Naomi Klein, in her book The Shock Doctrine, made us all aware of disaster capitalism—”the rapid-fire corporate reengineering of societies still reeling from shock”—which has occurred across the world, from Pinochet’s Chile to post-Katrina New Orleans.
But what about examples of people creating practices and institutions other than capitalism in societies that are reeling from shock, what we might call disaster noncapitalism?
We certainly saw many examples during the First Great Depression in the United States, of which King Vidor’s long-overlooked film is the best cinematic account.
More recently, beginning in 2000, Argentine workers recuperated more than 180 enterprises, thus creating thousands of jobs, forming a broad network of mutual support among the worker-run workplaces, and generating many community projects.
And now, of course, we have Greece’s solidarity movement, which unfortunately has received much less attention in the run-up to Sunday’s election than the fears stoked by those who want us to believe continued austerity is the only option.
Yes, Greece is a dramatic example of at least some aspects of disaster capitalism, the way a country can be pummeled into submission in order to maintain the privileges of a tiny minority at home and abroad.
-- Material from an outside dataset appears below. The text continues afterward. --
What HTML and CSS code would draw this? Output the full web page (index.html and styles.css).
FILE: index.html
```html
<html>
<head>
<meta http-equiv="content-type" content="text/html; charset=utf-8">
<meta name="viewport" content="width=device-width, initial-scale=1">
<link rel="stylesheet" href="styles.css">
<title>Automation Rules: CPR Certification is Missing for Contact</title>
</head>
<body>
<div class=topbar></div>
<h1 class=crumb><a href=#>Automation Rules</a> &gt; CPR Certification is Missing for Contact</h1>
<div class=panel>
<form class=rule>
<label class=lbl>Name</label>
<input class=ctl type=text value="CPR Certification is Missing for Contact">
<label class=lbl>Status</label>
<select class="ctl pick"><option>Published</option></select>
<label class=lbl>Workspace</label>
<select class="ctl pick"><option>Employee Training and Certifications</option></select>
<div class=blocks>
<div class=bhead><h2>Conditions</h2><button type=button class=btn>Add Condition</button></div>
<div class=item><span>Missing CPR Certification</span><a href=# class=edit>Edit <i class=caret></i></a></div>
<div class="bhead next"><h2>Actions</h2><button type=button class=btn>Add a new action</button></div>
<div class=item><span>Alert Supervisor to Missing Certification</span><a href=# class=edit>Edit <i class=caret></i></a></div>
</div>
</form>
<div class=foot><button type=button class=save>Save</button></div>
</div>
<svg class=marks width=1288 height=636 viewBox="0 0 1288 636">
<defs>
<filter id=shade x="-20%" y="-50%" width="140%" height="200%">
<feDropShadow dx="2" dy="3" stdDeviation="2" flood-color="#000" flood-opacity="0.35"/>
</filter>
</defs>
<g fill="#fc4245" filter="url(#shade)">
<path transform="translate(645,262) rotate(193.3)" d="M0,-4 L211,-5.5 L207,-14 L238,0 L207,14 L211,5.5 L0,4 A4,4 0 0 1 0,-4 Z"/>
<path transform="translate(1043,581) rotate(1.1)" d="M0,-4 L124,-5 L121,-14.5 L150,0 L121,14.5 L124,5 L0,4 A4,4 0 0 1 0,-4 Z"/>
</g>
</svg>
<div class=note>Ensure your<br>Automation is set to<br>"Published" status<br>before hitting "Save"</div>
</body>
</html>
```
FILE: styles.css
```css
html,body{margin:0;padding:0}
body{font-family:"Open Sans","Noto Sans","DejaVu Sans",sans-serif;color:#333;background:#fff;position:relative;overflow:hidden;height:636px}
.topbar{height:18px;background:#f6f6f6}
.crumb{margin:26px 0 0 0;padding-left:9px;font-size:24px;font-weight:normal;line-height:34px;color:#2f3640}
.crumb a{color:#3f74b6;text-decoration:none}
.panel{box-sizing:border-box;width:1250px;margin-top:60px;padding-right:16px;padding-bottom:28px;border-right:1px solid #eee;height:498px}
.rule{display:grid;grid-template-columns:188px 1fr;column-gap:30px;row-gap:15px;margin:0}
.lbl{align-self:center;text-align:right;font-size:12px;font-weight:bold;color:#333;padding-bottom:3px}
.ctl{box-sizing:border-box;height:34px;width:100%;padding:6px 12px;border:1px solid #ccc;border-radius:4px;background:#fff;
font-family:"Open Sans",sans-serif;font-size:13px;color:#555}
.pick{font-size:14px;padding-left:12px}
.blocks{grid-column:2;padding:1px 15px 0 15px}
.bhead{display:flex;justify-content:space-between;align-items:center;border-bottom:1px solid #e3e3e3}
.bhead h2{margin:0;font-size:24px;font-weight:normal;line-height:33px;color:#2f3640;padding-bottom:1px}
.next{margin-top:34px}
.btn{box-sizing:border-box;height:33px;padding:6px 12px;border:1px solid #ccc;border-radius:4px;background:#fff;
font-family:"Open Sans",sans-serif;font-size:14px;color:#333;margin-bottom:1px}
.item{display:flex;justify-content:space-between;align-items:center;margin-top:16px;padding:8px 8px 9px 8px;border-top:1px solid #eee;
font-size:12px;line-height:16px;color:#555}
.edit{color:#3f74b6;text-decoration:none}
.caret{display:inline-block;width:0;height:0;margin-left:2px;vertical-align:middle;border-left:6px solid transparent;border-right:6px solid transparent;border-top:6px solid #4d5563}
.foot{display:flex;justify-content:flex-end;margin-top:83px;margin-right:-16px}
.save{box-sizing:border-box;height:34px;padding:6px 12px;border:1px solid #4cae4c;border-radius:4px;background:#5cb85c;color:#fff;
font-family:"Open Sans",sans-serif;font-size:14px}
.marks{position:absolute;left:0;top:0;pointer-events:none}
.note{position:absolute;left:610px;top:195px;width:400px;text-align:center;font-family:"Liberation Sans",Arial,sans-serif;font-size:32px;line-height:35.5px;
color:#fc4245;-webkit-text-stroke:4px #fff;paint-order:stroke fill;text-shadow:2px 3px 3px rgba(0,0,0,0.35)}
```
But it’s also an example of its opposite—of how people are willing to band together, in the worst of circumstances (with soaring unemployment, declining wages, and Draconian cuts to government services), to invent new kinds of economic institutions.
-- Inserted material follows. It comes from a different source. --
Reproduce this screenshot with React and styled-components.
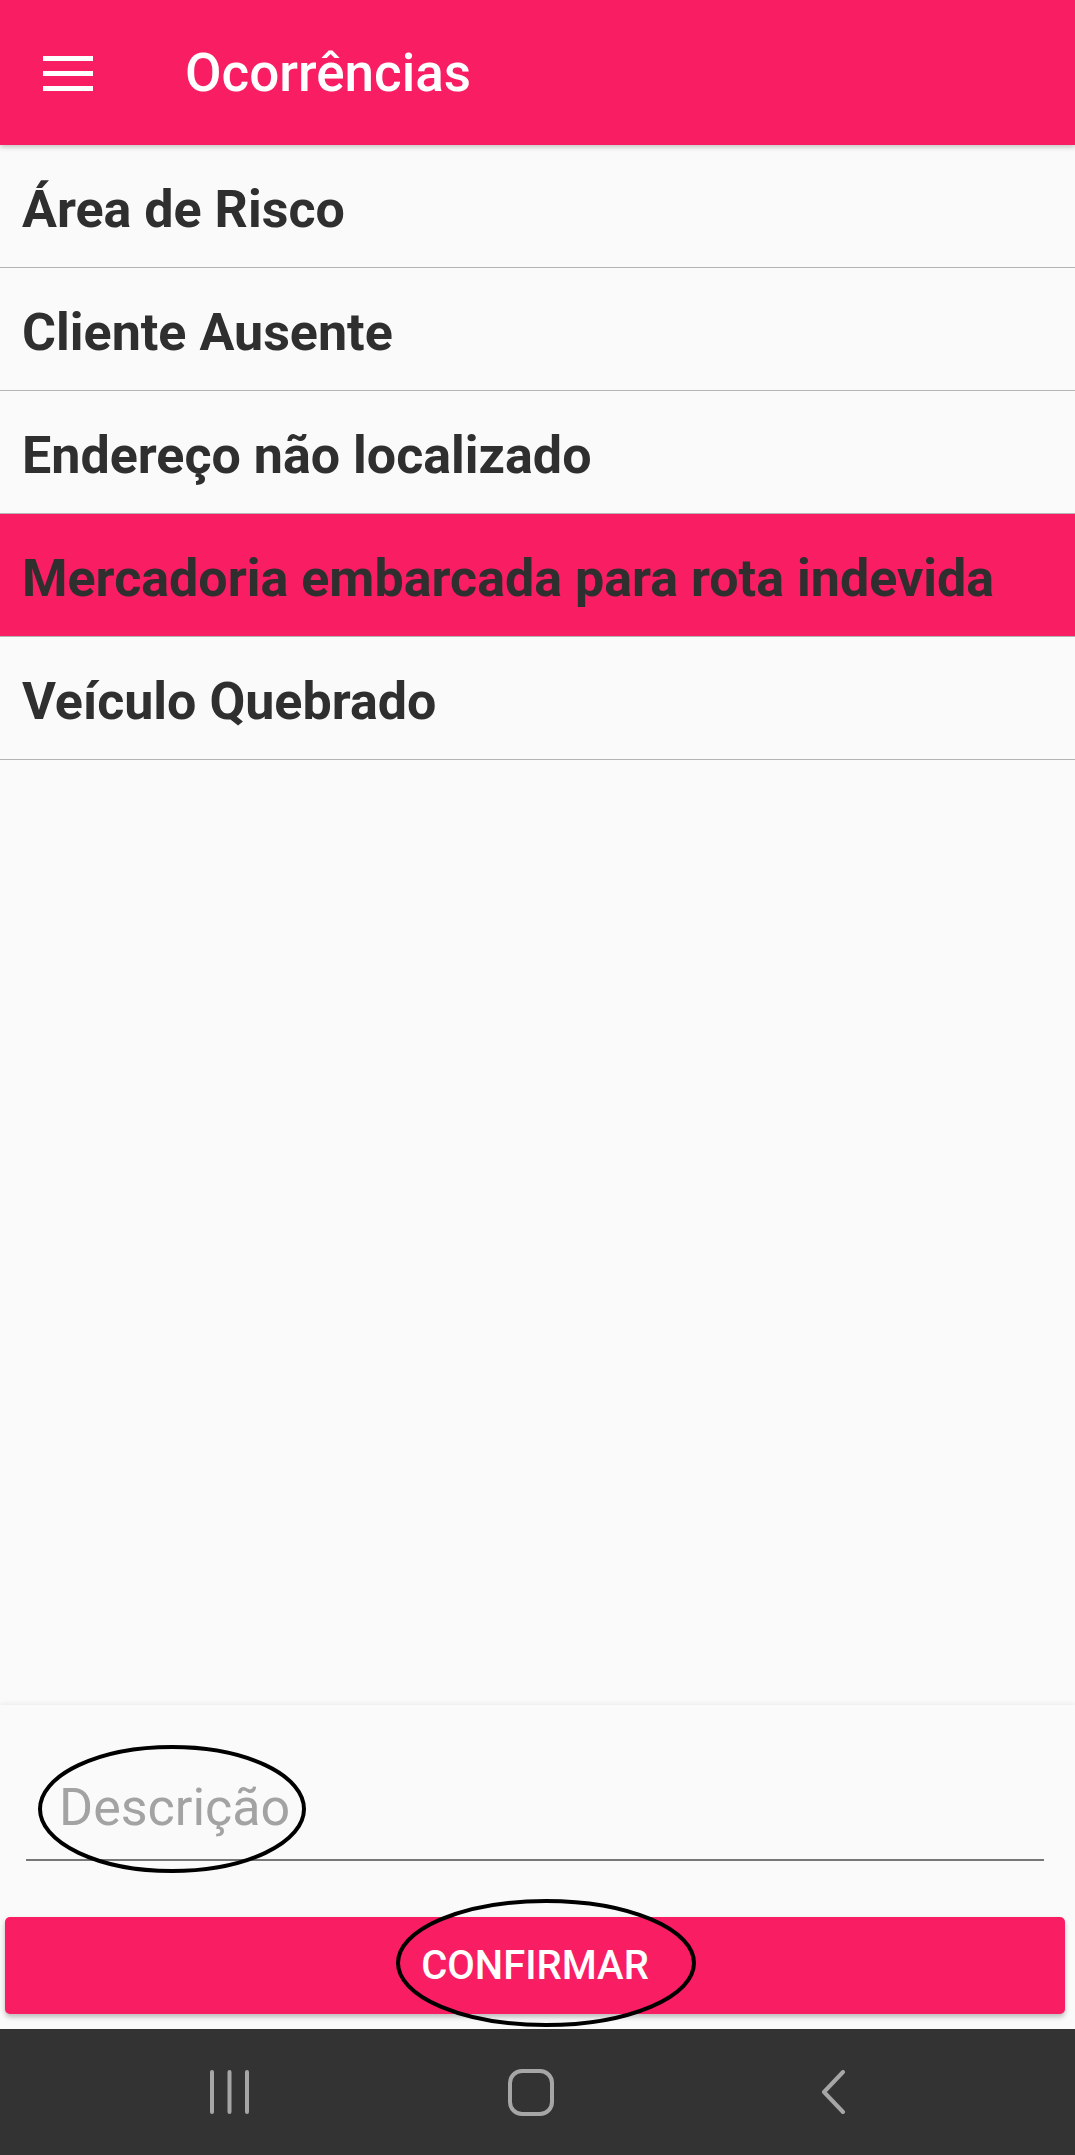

The Peristeri health centre is one of 40 that have sprung up around Greece since the end of mass anti-austerity protests in 2011. Using donated drugs – state medicine reimbursements have been slashed by half, so even patients with insurance are now paying 70% more for their drugs – and medical equipment (Peristeri’s ultrasound scanner came from a German aid group, its children’s vaccines from France), the 16 clinics in the Greater Athens area alone treat more than 30,000 patients a month.
The clinics in turn are part of a far larger and avowedly political movement of well over 400 citizen-run groups – food solidarity centres, social kitchens, cooperatives, “without middlemen” distribution networks for fresh produce, legal aid hubs, education classes – that has emerged in response to the near-collapse of Greece’s welfare state, and has more than doubled in size in the past three years.
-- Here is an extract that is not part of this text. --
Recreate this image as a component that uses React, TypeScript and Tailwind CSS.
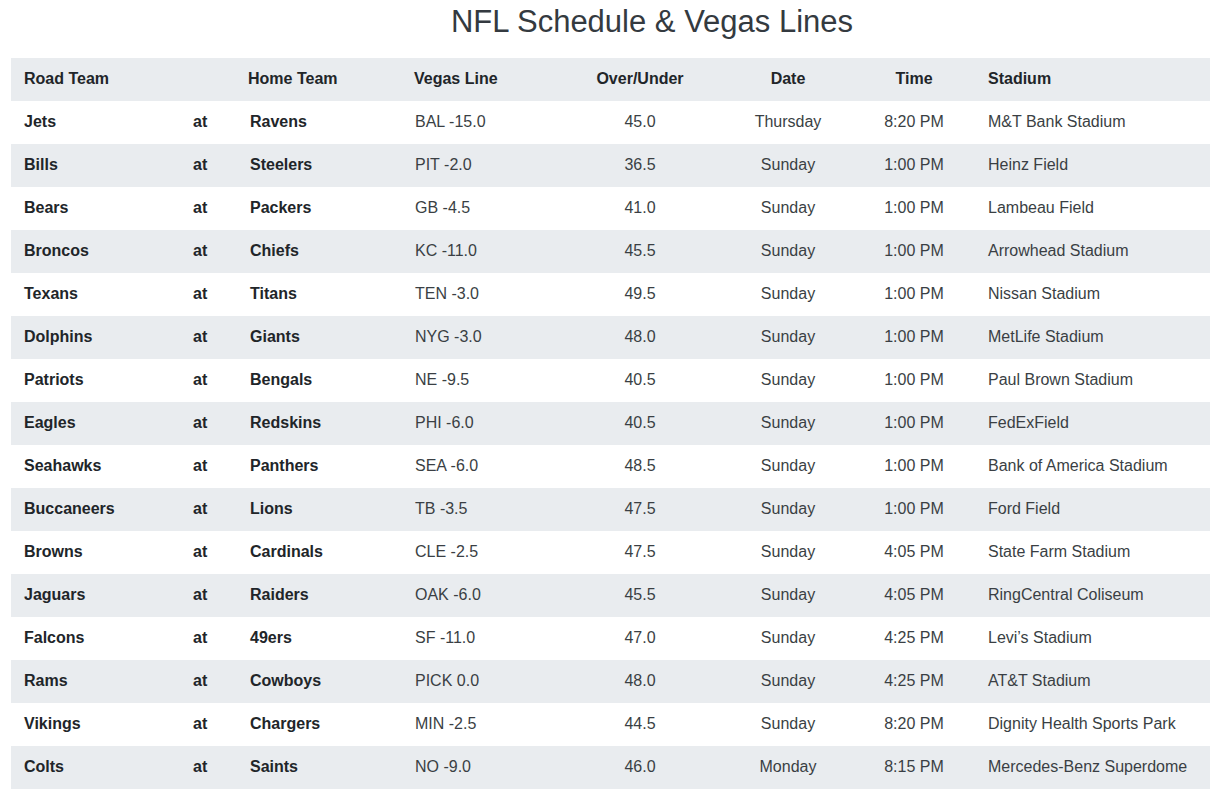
const games = [
  ["Jets", "Ravens", "BAL -15.0", "45.0", "Thursday", "8:20 PM", "M&T Bank Stadium"],
  ["Bills", "Steelers", "PIT -2.0", "36.5", "Sunday", "1:00 PM", "Heinz Field"],
  ["Bears", "Packers", "GB -4.5", "41.0", "Sunday", "1:00 PM", "Lambeau Field"],
  ["Broncos", "Chiefs", "KC -11.0", "45.5", "Sunday", "1:00 PM", "Arrowhead Stadium"],
  ["Texans", "Titans", "TEN -3.0", "49.5", "Sunday", "1:00 PM", "Nissan Stadium"],
  ["Dolphins", "Giants", "NYG -3.0", "48.0", "Sunday", "1:00 PM", "MetLife Stadium"],
  ["Patriots", "Bengals", "NE -9.5", "40.5", "Sunday", "1:00 PM", "Paul Brown Stadium"],
  ["Eagles", "Redskins", "PHI -6.0", "40.5", "Sunday", "1:00 PM", "FedExField"],
  ["Seahawks", "Panthers", "SEA -6.0", "48.5", "Sunday", "1:00 PM", "Bank of America Stadium"],
  ["Buccaneers", "Lions", "TB -3.5", "47.5", "Sunday", "1:00 PM", "Ford Field"],
  ["Browns", "Cardinals", "CLE -2.5", "47.5", "Sunday", "4:05 PM", "State Farm Stadium"],
  ["Jaguars", "Raiders", "OAK -6.0", "45.5", "Sunday", "4:05 PM", "RingCentral Coliseum"],
  ["Falcons", "49ers", "SF -11.0", "47.0", "Sunday", "4:25 PM", "Levi’s Stadium"],
  ["Rams", "Cowboys", "PICK 0.0", "48.0", "Sunday", "4:25 PM", "AT&T Stadium"],
  ["Vikings", "Chargers", "MIN -2.5", "44.5", "Sunday", "8:20 PM", "Dignity Health Sports Park"],
  ["Colts", "Saints", "NO -9.0", "46.0", "Monday", "8:15 PM", "Mercedes-Benz Superdome"],
];

export default function App() {
  return (
    <div
      className="w-[1210px] h-[801px] overflow-hidden bg-white text-[#212529]"
      style={{ fontFamily: '"Liberation Sans", Arial, sans-serif' }}
    >
      <div className="ml-[11px] w-[1282px]">
        <h1 className="mt-[3px] mb-[18px] text-center text-[31px] leading-[37px] text-[#343a40] font-normal">
          NFL Schedule &amp; Vegas Lines
        </h1>
        <table className="w-full border-collapse table-fixed text-[16px]">
          <colgroup>
            <col className="w-[170px]" />
            <col className="w-[55px]" />
            <col className="w-[166px]" />
            <col className="w-[154px]" />
            <col className="w-[168px]" />
            <col className="w-[128px]" />
            <col className="w-[124px]" />
            <col />
          </colgroup>
          <thead>
            <tr className="h-[43px] bg-[#e9ecef] font-bold">
              <th className="px-[13px] pb-[2px] text-left">Road Team</th>
              <th className="px-3 pb-[2px]"></th>
              <th className="px-3 pb-[2px] text-left">Home Team</th>
              <th className="px-3 pb-[2px] text-left">Vegas Line</th>
              <th className="px-3 pb-[2px] text-center">Over/Under</th>
              <th className="px-3 pb-[2px] text-center">Date</th>
              <th className="px-3 pb-[2px] text-center">Time</th>
              <th className="px-3 pb-[2px] text-left">Stadium</th>
            </tr>
          </thead>
          <tbody>
            {games.map((g, i) => (
              <tr key={i} className={`h-[43px] ${i % 2 === 1 ? "bg-[#e9ecef]" : "bg-white"}`}>
                <td className="px-[13px] pb-[2px] font-bold">{g[0]}</td>
                <td className="px-3 pb-[2px] font-bold">at</td>
                <td className="px-[14px] pb-[2px] font-bold">{g[1]}</td>
                <td className="px-[13px] pb-[2px] text-[#3a3f44]">{g[2]}</td>
                <td className="px-3 pb-[2px] text-center text-[#3a3f44]">{g[3]}</td>
                <td className="px-3 pb-[2px] text-center text-[#3a3f44]">{g[4]}</td>
                <td className="px-3 pb-[2px] text-center text-[#3a3f44]">{g[5]}</td>
                <td className="px-3 pb-[2px] text-[#3a3f44]">{g[6]}</td>
              </tr>
            ))}
          </tbody>
        </table>
      </div>
    </div>
  );
}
“Because in the end, you know,” said Christos Giovanopoulos in the scruffy, poster-strewn seventh-floor central Athens offices of Solidarity for All, which provides logistical and administrative support to the movement, “politics comes down to individual people’s stories. Does this family have enough to eat? Has this child got the right book he needs for school? Are this couple about to be evicted?”
As well as helping people in difficulty, Giovanopoulos said, Greece’s solidarity movement was fostering “almost a different sense of what politics should be – a politics from the bottom up, that starts with real people’s needs. It’s a practical critique of the empty, top-down, representational politics our traditional parties practise. It’s kind of a whole new model, actually. And it’s working.”
The many successes of disaster noncapitalism in Greece are one of the reasons Syriza has a good chance of winning tomorrow’s election.